AI removes that friction, and with it, the check. A coding assistant doesn’t stall on ambiguity, rather it fills gaps with plausible defaults and keeps moving. You can describe a feature in two sentences, get working code in minutes, and ship it before anyone realizes the output doesn’t match the original intent. The feedback loop that used to surface misalignment - that slow, forced confrontation with unclear requirements - gets compressed into nothing.

Moreover, each new AI conversation compounds the problem. Every session starts without the prior thread’s context - without the decisions, constraints, and trade-offs that shaped the work so far. The distance between “why we decided to build this” and “what actually got built” widens at every handoff: tool to tool, person to person, conversation to conversation.

flowchart LR
    A["Design
    rationale"] -- paraphrased --> B["Spec"]
    B -- summarized --> C["Ticket"]
    C -- interpreted --> D["AI conversation"]
    D -- generated --> E["Code"]

    style A fill:#f9f9f9,stroke:#999
    style B fill:#f9f9f9,stroke:#999
    style C fill:#f9f9f9,stroke:#999
    style D fill:#f9f9f9,stroke:#999
    style E fill:#f9f9f9,stroke:#999

    linkStyle 0 stroke:#c00,stroke-width:2px,stroke-dasharray:5 5
    linkStyle 1 stroke:#c00,stroke-width:2px,stroke-dasharray:5 5
    linkStyle 2 stroke:#c00,stroke-width:2px,stroke-dasharray:5 5
    linkStyle 3 stroke:#c00,stroke-width:2px,stroke-dasharray:5 5

Toward closing the traceability gap

I’ve started thinking about this as a traceability gap — the distance between the original intent behind a decision and what actually gets built. Every lossy handoff in the diagram above widens it. I believe that most teams already have a tool that could close it: GitHub.

Github already hosts the code, the pull requests, the issues, and the review discussions. The primitives for an unbroken chain from rationale to implementation are all there. They’re just not connected to the earlier stages of the process (specs, design decisions, and trade-off discussions that happen before a single line of code is written).

Imagine a workflow where:

  1. Specs could live as Markdown in the repo, reviewed through pull requests just like code.
  2. Decisions could be captured as PR comments, linked to the exact section of the spec they address.
  3. Issues could trace back to the spec section that spawned them.

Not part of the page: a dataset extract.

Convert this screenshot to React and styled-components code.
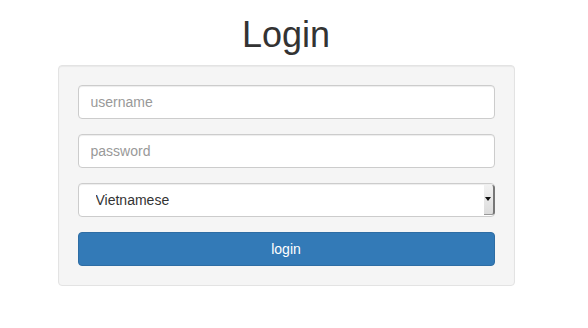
import React from 'react';
import styled, { createGlobalStyle } from 'styled-components';

const GlobalStyle = createGlobalStyle`
  * { box-sizing: border-box; }
  body {
    margin: 0;
    background: #fff;
    font-family: "Liberation Sans", Arial, sans-serif;
    font-size: 14px;
    color: #333;
  }
`;

const Page = styled.div`
  width: 572px;
  padding-top: 15px;
  display: flex;
  flex-direction: column;
  align-items: center;
`;

const Title = styled.h1`
  margin: 0 0 10px;
  font-size: 36px;
  font-weight: 500;
  line-height: 1.1;
  color: #333;
`;

const Well = styled.form`
  width: 457px;
  padding: 19px;
  background: #f5f5f5;
  border: 1px solid #e3e3e3;
  border-radius: 4px;
  box-shadow: inset 0 1px 1px rgba(0, 0, 0, 0.05);
  display: flex;
  flex-direction: column;
  gap: 15px;
`;

const Input = styled.input`
  display: block;
  width: 100%;
  height: 34px;
  padding: 6px 12px;
  font: inherit;
  font-size: 14px;
  color: #555;
  background: #fff;
  border: 1px solid #ccc;
  border-radius: 4px;
  box-shadow: inset 0 1px 1px rgba(0, 0, 0, 0.075);
  outline: none;
  &::placeholder { color: #999; }
`;

const SelectWrap = styled.div`
  position: relative;
`;

const Select = styled.select`
  display: block;
  width: 100%;
  height: 34px;
  padding: 6px 17px;
  font: inherit;
  font-size: 14px;
  color: #333;
  background: #fff;
  border: 1px solid #ccc;
  border-radius: 4px;
  box-shadow: inset 0 1px 1px rgba(0, 0, 0, 0.075);
  appearance: none;
  outline: none;
`;

const Arrow = styled.span`
  position: absolute;
  top: 2px;
  right: 0;
  width: 11px;
  height: 30px;
  background: linear-gradient(#f2f2f2, #dcdcdc);
  border-right: 2px solid #777;
  border-bottom: 1px solid #999;
  border-radius: 0 3px 3px 0;
  display: flex;
  align-items: center;
  justify-content: center;
  pointer-events: none;
  &::after {
    content: '';
    border-left: 3px solid transparent;
    border-right: 3px solid transparent;
    border-top: 4px solid #111;
  }
`;

const Button = styled.button`
  display: block;
  width: 100%;
  height: 34px;
  font: inherit;
  font-size: 14px;
  color: #fff;
  background: #337ab7;
  border: 1px solid #2e6da4;
  border-radius: 4px;
`;

export default function App() {
  return (
    <>
      <GlobalStyle />
      <Page>
        <Title>Login</Title>
        <Well onSubmit={(e) => e.preventDefault()}>
          <Input type="text" placeholder="username" />
          <Input type="password" placeholder="password" />
          <SelectWrap>
            <Select defaultValue="vi">
              <option value="vi">Vietnamese</option>
              <option value="en">English</option>
            </Select>
            <Arrow />
          </SelectWrap>
          <Button type="submit">login</Button>
        </Well>
      </Page>
    </>
  );
}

When a feature ships, you could follow a single chain from the merged PR back through the implementing issue, back through the approved spec, back to the original design rationale.

flowchart LR
    A["Design rationale
    (spec PR comment)"] --- B["Spec
    (Markdown in repo)"]
    B --- C["Issue
    (linked to spec section)"]
    C --- D["AI conversation
    (seeded with context)"]
    D --- E["Code
    (implementing PR)"]
    E -. traces back to .-> A

    style A fill:#f0f7f0,stroke:#2a7a2a
    style B fill:#f0f7f0,stroke:#2a7a2a
    style C fill:#f0f7f0,stroke:#2a7a2a
    style D fill:#f0f7f0,stroke:#2a7a2a
    style E fill:#f0f7f0,stroke:#2a7a2a

    linkStyle 0 stroke:#2a7a2a,stroke-width:2px
    linkStyle 1 stroke:#2a7a2a,stroke-width:2px
    linkStyle 2 stroke:#2a7a2a,stroke-width:2px
    linkStyle 3 stroke:#2a7a2a,stroke-width:2px
    linkStyle 4 stroke:#2a7a2a,stroke-width:2px,stroke-dasharray:5 5

But today, this doesn’t happen - GitHub’s review surface is built for code, not for product thinking. Non-engineering stakeholders won’t review a raw Markdown diff. This tooling gap pushes specs back into Google Docs; decisions back into Slack, and the traceability chain breaks before it ever forms.

The harder question for teams adopting AI-assisted development is not how to generate code faster, but how to preserve the intent behind that code across every handoff - human to human, human to AI, spec to ticket to branch to merge. Until the tooling catches up, the traceability gap will continue to widen, and the cost will show up not in slower output, but in software that drifts further from what was actually meant.